When a new season of “Saturday Night Live” begins, everyone wants to know how the new cast will compare to the old one.
That’s the same question being asked around Oregon’s football program these days. Some prominent faces from last year’s cast are gone. Some new ones have taken their places. Now the curtain is coming up, and everyone is figuring out what to make of the new ensemble.
That new cast had a chance to audition in front of a crowd at Oregon’s “Saturday Night Live” camp. The event drew about 60 high school prospects and a few hundred fans to Autzen Stadium on Saturday, all of them there in one way or another because of the burgeoning excitement surrounding Oregon recruiting.
Mario Cristobal spent most of his time working with the offensive linemen. New strength coach Aaron Feld, just back from a week of lifting heavy objects while shirtless in Hawaii, ran around giving high fives. A handful of newcomers to Oregon’s roster, including Alabama transfer Dallas Warmack and recently signed safety Bryan Addison, mingled with fans and recruits.
Maybe it’s just me, but watching high school players run around in shorts and T-shirts isn’t going to get the pulse pounding. It’s not really my thing. But here’s the deal: They don’t do these camps for me, or you, or any of the people in the crowd. They do it for the players, including those who have already committed and others who might be on the verge.
All of the stuff Oregon is doing — the hashtags, the weight-room hype videos, the social media graphics — is aimed at a specific audience, primarily 16-to-18-year-old high school recruits who are considering the Ducks. And it seems to be working.
Oregon’s recruiting class is ranked No. 4 nationally by 247Sports. The Ducks have commitments from 12 four-star prospects; only Alabama, with 18, has more.
Several of those players, including running back Sean Dollars, cornerback Mykael Wright, safety Jeremiah Criddell and safety Trikweze Bridges, were on hand for Saturday’s camp. You didn’t have to be a scout or a recruiting analyst to know that Oregon’s future looks fast, athletic and entertaining as heck.
As the Ducks continue to reel in high-level prospects, it’s time to consider the possibility that Willie Taggart wasn’t as big a part of Oregon’s recruiting success as initially thought.
“Saturday Night Live” was Taggart’s thing, something he started last season to build some buzz for Oregon recruiting. It felt revolutionary at the time, mostly because no previous Oregon coach had tried to push the boundaries and draw attention to recruiting in such conspicuous ways.
You know the rest of the story. Taggart built a recruiting class that was ranked No. 1 in the nation at one time. Then he left for Florida State, and that recruiting class splintered. The Ducks still finished in the top 15 of most rankings, but it wasn’t quite the monster haul some fans were envisioning.

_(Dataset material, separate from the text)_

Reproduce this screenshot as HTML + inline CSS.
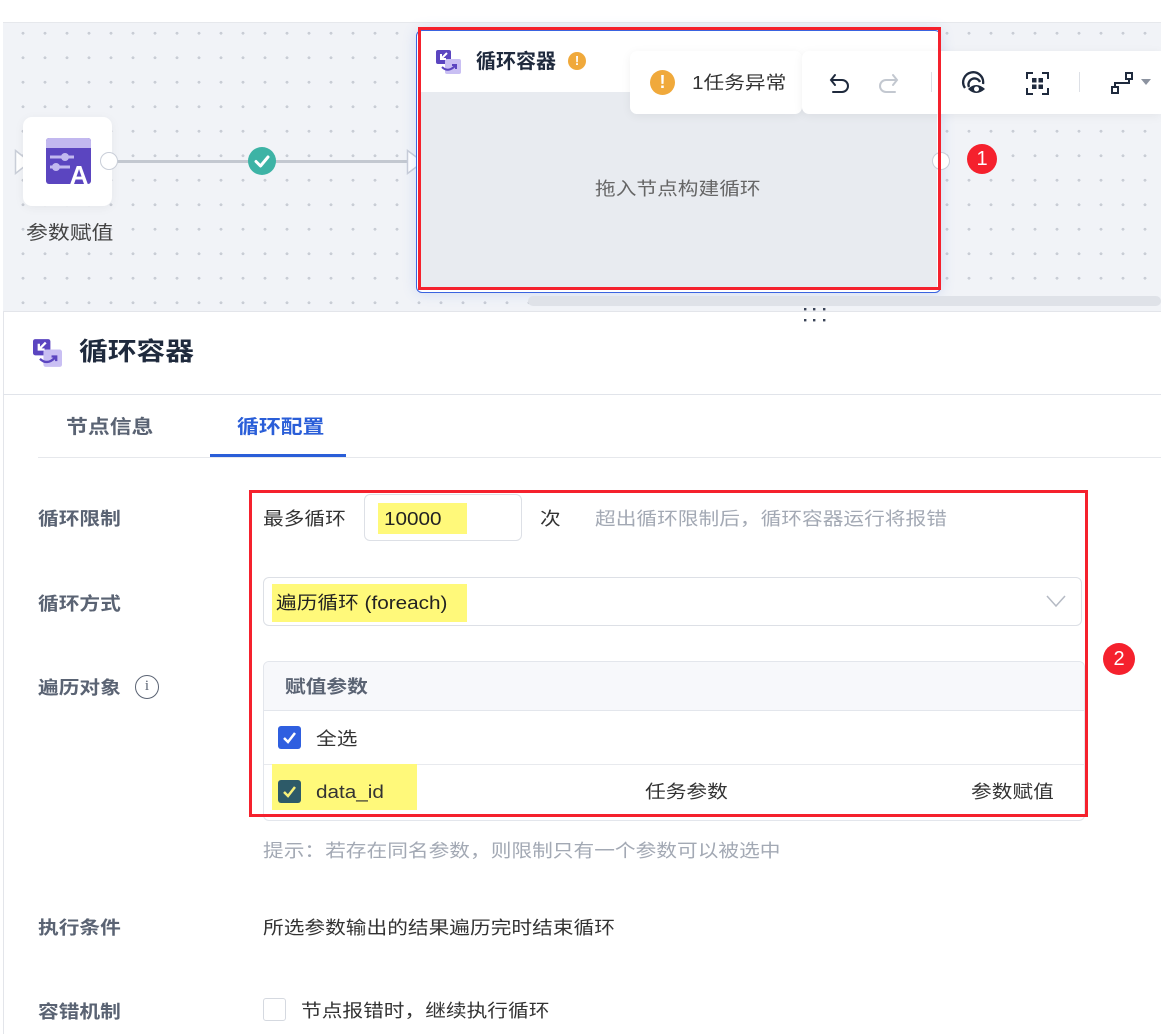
<!DOCTYPE html>
<html><head><meta charset="utf-8">
<style>
*{margin:0;padding:0;box-sizing:border-box}
body{width:1161px;height:1034px;overflow:hidden;background:#fff;font-family:"Liberation Sans","Noto Sans CJK SC",sans-serif;position:relative;color:#333}
.a{position:absolute}
.canvas{left:3px;top:22px;width:1158px;height:289px;background-color:#f1f3f7;
background-image:radial-gradient(circle,#c9cdd5 1.3px,transparent 1.6px);
background-size:22px 24.5px;background-position:9px -2px;border-top:1px solid #e6e8ec}
.lbl{font-size:18px;font-weight:bold;color:#5a6373;left:38px}
.t{white-space:nowrap;line-height:1;transform:translateY(2px) scaleX(1.15);transform-origin:0 0}
.cb{width:23px;height:23px;border-radius:3px}
</style></head><body>
<div class="a" style="left:3px;top:22px;width:1px;height:1012px;background:#e3e5ea"></div>
<div class="a canvas"></div>

<svg class="a" style="left:14px;top:149px" width="18" height="26"><path d="M1.5 1.5 L16 13 L1.5 24.5 Z" fill="#fff" stroke="#c9ced8" stroke-width="1.5"/></svg>
<div class="a" style="left:23px;top:117px;width:89px;height:89px;background:#fff;border-radius:9px;box-shadow:0 2px 10px rgba(0,0,0,.05)"></div>
<svg class="a" style="left:46px;top:138px" width="45" height="46" viewBox="0 0 45 46">
<rect x="0" y="0" width="45" height="46" rx="3" fill="#5b45c0"/>
<rect x="0" y="0" width="45" height="10" rx="3" fill="#c2b8ef"/>
<rect x="0" y="7" width="45" height="3" fill="#c2b8ef"/>
<line x1="4" y1="19" x2="28" y2="19" stroke="#c2b8ef" stroke-width="3"/>
<circle cx="19" cy="19" r="4" fill="#c2b8ef"/>
<line x1="4" y1="29" x2="24" y2="29" stroke="#c2b8ef" stroke-width="3"/>
<circle cx="10" cy="29" r="4" fill="#c2b8ef"/>
<text x="33" y="46" font-family="Liberation Sans" font-weight="bold" font-size="26" fill="#fff" text-anchor="middle">A</text>
</svg>
<div class="a t" style="left:26px;top:222px;font-size:19px;color:#444">参数赋值</div>
<div class="a" style="left:112px;top:160px;width:298px;height:3px;background:#c3c8d0"></div>
<div class="a" style="left:100px;top:152px;width:18px;height:18px;border-radius:50%;background:#fff;border:1.5px solid #c9ced8"></div>
<div class="a" style="left:248px;top:147px;width:28px;height:28px;border-radius:50%;background:#3db3a5"></div>
<svg class="a" style="left:248px;top:147px" width="28" height="28"><path d="M8 14.5 L12.5 19 L20 10" fill="none" stroke="#fff" stroke-width="3" stroke-linecap="round" stroke-linejoin="round"/></svg>
<svg class="a" style="left:406px;top:149px" width="20" height="26"><path d="M1.5 1.5 L17 13 L1.5 24.5 Z" fill="#fff" stroke="#c9ced8" stroke-width="1.5"/></svg>

<div class="a" style="left:416px;top:30px;width:525px;height:263px;border:1.5px solid #3a63e0;border-radius:6px;background:#fff;box-shadow:0 0 14px rgba(80,120,230,.2)"></div>
<div class="a" style="left:421px;top:92px;width:516px;height:196px;background:#e8ebf0"></div>
<svg class="a" style="left:436px;top:50px" width="25" height="24" viewBox="0 0 25 24">
<rect x="0" y="0" width="15" height="14" rx="2" fill="#5b45c0"/>
<rect x="9" y="9" width="16" height="15" rx="2" fill="#c9bff3"/>
<path d="M11 3 L5 9 M5 4 L5 9 L10 9" stroke="#fff" stroke-width="2" fill="none"/>
<path d="M6 17 Q12 23 19 16 M16 15 L20 15 L20 19" stroke="#5b45c0" stroke-width="2" fill="none"/>
</svg>
<div class="a" style="left:476px;top:52px;font-size:20px;font-weight:bold;color:#1f2a3d;white-space:nowrap;line-height:1">循环容器</div>
<div class="a" style="left:568px;top:52px;width:18px;height:18px;border-radius:50%;background:#f0a93b;color:#fff;font-size:13px;font-weight:bold;text-align:center;line-height:18px">!</div>
<div class="a t" style="left:595px;top:178px;font-size:18px;color:#666">拖入节点构建循环</div>
<div class="a" style="left:932px;top:152px;width:18px;height:18px;border-radius:50%;background:#fff;border:1.5px solid #c9ced8"></div>
<div class="a" style="left:967px;top:144px;width:30px;height:30px;border-radius:50%;background:#f5212d;color:#fff;font-size:20px;text-align:center;line-height:30px">1</div>

<div class="a" style="left:630px;top:51px;width:172px;height:63px;background:#fff;border-radius:7px;box-shadow:0 2px 10px rgba(0,0,0,.06)"></div>
<div class="a" style="left:802px;top:51px;width:359px;height:63px;background:#fff;border-radius:7px 0 0 7px;box-shadow:0 2px 10px rgba(0,0,0,.06)"></div>
<div class="a" style="left:650px;top:70px;width:25px;height:25px;border-radius:50%;background:#f0a93b;color:#fff;font-size:18px;font-weight:bold;text-align:center;line-height:25px">!</div>
<div class="a t" style="left:692px;top:72px;font-size:18px;color:#333">1任务异常</div>
<svg class="a" style="left:828px;top:72px" width="24" height="22"><path d="M7 3 L3 8 L7 13 M3 8 H14 A6 6 0 0 1 14 20 H5" fill="none" stroke="#1f2a3d" stroke-width="2" stroke-linecap="round"/></svg>
<svg class="a" style="left:876px;top:72px" width="24" height="22"><path d="M17 3 L21 8 L17 13 M21 8 H10 A6 6 0 0 0 10 20 H19" fill="none" stroke="#c3c8d0" stroke-width="2" stroke-linecap="round"/></svg>
<div class="a" style="left:931px;top:72px;width:1px;height:20px;background:#dde0e6"></div>
<svg class="a" style="left:961px;top:70px" width="26" height="26" viewBox="0 0 26 26"><path d="M4 18 A10 10 0 1 1 22 14" fill="none" stroke="#1f2a3d" stroke-width="2.3"/><path d="M8 17 A6 6 0 1 1 19 12" fill="none" stroke="#1f2a3d" stroke-width="2.3"/><path d="M7 19 Q15 11 24 19 Q15 27 7 19Z" fill="#1f2a3d"/><circle cx="15.5" cy="19" r="2.5" fill="#fff"/></svg>
<svg class="a" style="left:1026px;top:72px" width="23" height="23" viewBox="0 0 23 23"><path d="M1 7V1H7M16 1H22V7M22 16V22H16M7 22H1V16" fill="none" stroke="#1f2a3d" stroke-width="2"/><rect x="6" y="6" width="4.5" height="4.5" fill="#1f2a3d"/><rect x="12.5" y="6" width="4.5" height="4.5" fill="#1f2a3d"/><rect x="6" y="12.5" width="4.5" height="4.5" fill="#1f2a3d"/><rect x="12.5" y="12.5" width="4.5" height="4.5" fill="#1f2a3d"/></svg>
<div class="a" style="left:1079px;top:72px;width:1px;height:20px;background:#dde0e6"></div>
<svg class="a" style="left:1110px;top:71px" width="24" height="24" viewBox="0 0 24 24"><rect x="16" y="2" width="6" height="6" fill="none" stroke="#1f2a3d" stroke-width="2"/><rect x="2" y="16" width="6" height="6" fill="none" stroke="#1f2a3d" stroke-width="2"/><path d="M19 8 V12 H5 V16" fill="none" stroke="#1f2a3d" stroke-width="2"/></svg>
<svg class="a" style="left:1141px;top:79px" width="10" height="7"><path d="M0 0 H10 L5 6Z" fill="#8c93a0"/></svg>

<div class="a" style="left:418px;top:27px;width:523px;height:263px;border:3px solid #f5212d"></div>
<div class="a" style="left:528px;top:296px;width:633px;height:10px;background:#dfe2e8;border-radius:5px"></div>
<svg class="a" style="left:800px;top:305px" width="30" height="20"><g fill="#3a4458"><rect x="4" y="3" width="2.4" height="2.4"/><rect x="13" y="3" width="2.4" height="2.4"/><rect x="23" y="3" width="2.4" height="2.4"/><rect x="4" y="14" width="2.4" height="2.4"/><rect x="13" y="14" width="2.4" height="2.4"/><rect x="23" y="14" width="2.4" height="2.4"/></g></svg>

<div class="a" style="left:3px;top:311px;width:1158px;height:1px;background:#e3e5ea"></div>
<svg class="a" style="left:33px;top:338px" width="29" height="30" viewBox="0 0 25 24">
<rect x="0" y="0" width="15" height="14" rx="2" fill="#5b45c0"/>
<rect x="9" y="9" width="16" height="15" rx="2" fill="#c9bff3"/>
<path d="M11 3 L5 9 M5 4 L5 9 L10 9" stroke="#fff" stroke-width="2" fill="none"/>
<path d="M6 17 Q12 23 19 16 M16 15 L20 15 L20 19" stroke="#5b45c0" stroke-width="2" fill="none"/>
</svg>
<div class="a t" style="left:79px;top:338px;font-size:25px;font-weight:bold;color:#1f2a3d">循环容器</div>
<div class="a" style="left:3px;top:394px;width:1158px;height:1px;background:#e1e4ea"></div>
<div class="a t" style="left:66px;top:416px;font-size:19px;font-weight:bold;color:#5a6373">节点信息</div>
<div class="a t" style="left:237px;top:416px;font-size:19px;font-weight:bold;color:#2a5ed8">循环配置</div>
<div class="a" style="left:38px;top:457px;width:1123px;height:1px;background:#e6e8ec"></div>
<div class="a" style="left:210px;top:454px;width:136px;height:3px;background:#2a5ed8"></div>

<div class="a t lbl" style="top:508px">循环限制</div>
<div class="a t lbl" style="top:593px">循环方式</div>
<div class="a t lbl" style="top:677px">遍历对象</div>
<div class="a" style="left:135px;top:675px;width:24px;height:24px;border-radius:50%;border:1.6px solid #5a6373;color:#5a6373;font-size:15px;text-align:center;line-height:21px;font-family:'Liberation Serif',serif">i</div>
<div class="a t lbl" style="top:917px">执行条件</div>
<div class="a t lbl" style="top:1001px">容错机制</div>

<div class="a t" style="left:263px;top:508px;font-size:18px;color:#333">最多循环</div>
<div class="a" style="left:364px;top:494px;width:158px;height:47px;border:1px solid #dde0e6;border-radius:6px"></div>
<div class="a" style="left:378px;top:503px;width:89px;height:31px;background:#fff97a"></div>
<div class="a t" style="left:384px;top:508px;font-size:18px;color:#222">10000</div>
<div class="a t" style="left:540px;top:508px;font-size:18px;color:#333">次</div>
<div class="a t" style="left:595px;top:508px;font-size:18px;color:#a3a9b4">超出循环限制后，循环容器运行将报错</div>

<div class="a" style="left:263px;top:577px;width:819px;height:49px;border:1px solid #dde0e6;border-radius:6px"></div>
<div class="a" style="left:272px;top:584px;width:195px;height:38px;background:#fff97a"></div>
<div class="a t" style="left:276px;top:592px;font-size:18px;color:#222">遍历循环 (foreach)</div>
<svg class="a" style="left:1046px;top:594px" width="20" height="14"><path d="M1 2 L10 12 L19 2" fill="none" stroke="#b5bac4" stroke-width="1.5"/></svg>

<div class="a" style="left:263px;top:661px;width:822px;height:160px;border:1px solid #e3e6ec;border-radius:6px;overflow:hidden">
 <div style="height:49px;background:#f7f8fb;border-bottom:1px solid #e3e6ec"></div>
 <div style="height:54px;border-bottom:1px solid #e8eaee"></div>
</div>
<div class="a t" style="left:285px;top:676px;font-size:18px;font-weight:bold;color:#5a6373">赋值参数</div>
<div class="a cb" style="left:278px;top:726px;background:#2f5fe0"></div>
<svg class="a" style="left:278px;top:726px" width="23" height="23"><path d="M6 12 L10 16 L17 7" fill="none" stroke="#fff" stroke-width="2.5"/></svg>
<div class="a t" style="left:316px;top:728px;font-size:18px;color:#333">全选</div>
<div class="a" style="left:272px;top:764px;width:145px;height:46px;background:#fff97a"></div>
<div class="a cb" style="left:278px;top:780px;background:#2d5a68"></div>
<svg class="a" style="left:278px;top:780px" width="23" height="23"><path d="M6 12 L10 16 L17 7" fill="none" stroke="#f7f07a" stroke-width="2.5"/></svg>
<div class="a t" style="left:316px;top:781px;font-size:18px;color:#333">data_id</div>
<div class="a t" style="left:645px;top:781px;font-size:18px;color:#333">任务参数</div>
<div class="a t" style="left:971px;top:781px;font-size:18px;color:#333">参数赋值</div>

<div class="a" style="left:249px;top:490px;width:839px;height:327px;border:3px solid #f5212d"></div>
<div class="a" style="left:1103px;top:643px;width:32px;height:32px;border-radius:50%;background:#f5212d;color:#fff;font-size:20px;text-align:center;line-height:32px">2</div>

<div class="a t" style="left:263px;top:840px;font-size:18px;color:#a3a9b4">提示：若存在同名参数，则限制只有一个参数可以被选中</div>
<div class="a t" style="left:263px;top:917px;font-size:18px;color:#333">所选参数输出的结果遍历完时结束循环</div>
<div class="a cb" style="left:263px;top:998px;border:1px solid #d5d9e0;background:#fff"></div>
<div class="a t" style="left:301px;top:1000px;font-size:18px;color:#333">节点报错时，继续执行循环</div>
</body></html>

In the wake of Taggart’s departure, you wondered if the momentum surrounding Oregon recruiting was going with him. Taggart — and his right-hand man, David Kelly — got a lot of credit for modernizing Oregon’s recruiting approach and connecting with players who didn’t previously see Oregon as a viable fit. A lot of the brand was built around him: his personality, his catchphrases, his swagger.
So what’s happened since then? If anything, the Ducks have taken their recruiting to a higher level. They’ve done it with a more workmanlike approach, pounding the phones and flooding the zone with scholarship offers. Cristobal, though not as flashy as Taggart, has proven an effective salesman for Oregon’s future.
It’s only July, of course, and a lot can change before recruits sign letters of intent in December. One consequence of landing so many early commitments — the Ducks have 17, accounting for the bulk of their available scholarships — is that there’s more time for another school to swoop in and flip them.
We’ll see how many of the current commitments end up wearing an Oregon uniform, and how many others the Ducks can lure in the time remaining. Right now, Oregon is tracking toward the highest-rated class in school history, which is no small feat considering all the changes that have occurred.
Recruiting is only one part of running a successful program, but it’s a big part. If Cristobal can get that right, a lot of other things will fall into place.
We won’t know about the other stuff until the Ducks start playing real games in another month or so. But when you watch Oregon’s future running around in shorts and T-shirts, you can see that the Ducks are building something interesting.
The Ducks might have a new cast, but the show is only getting better.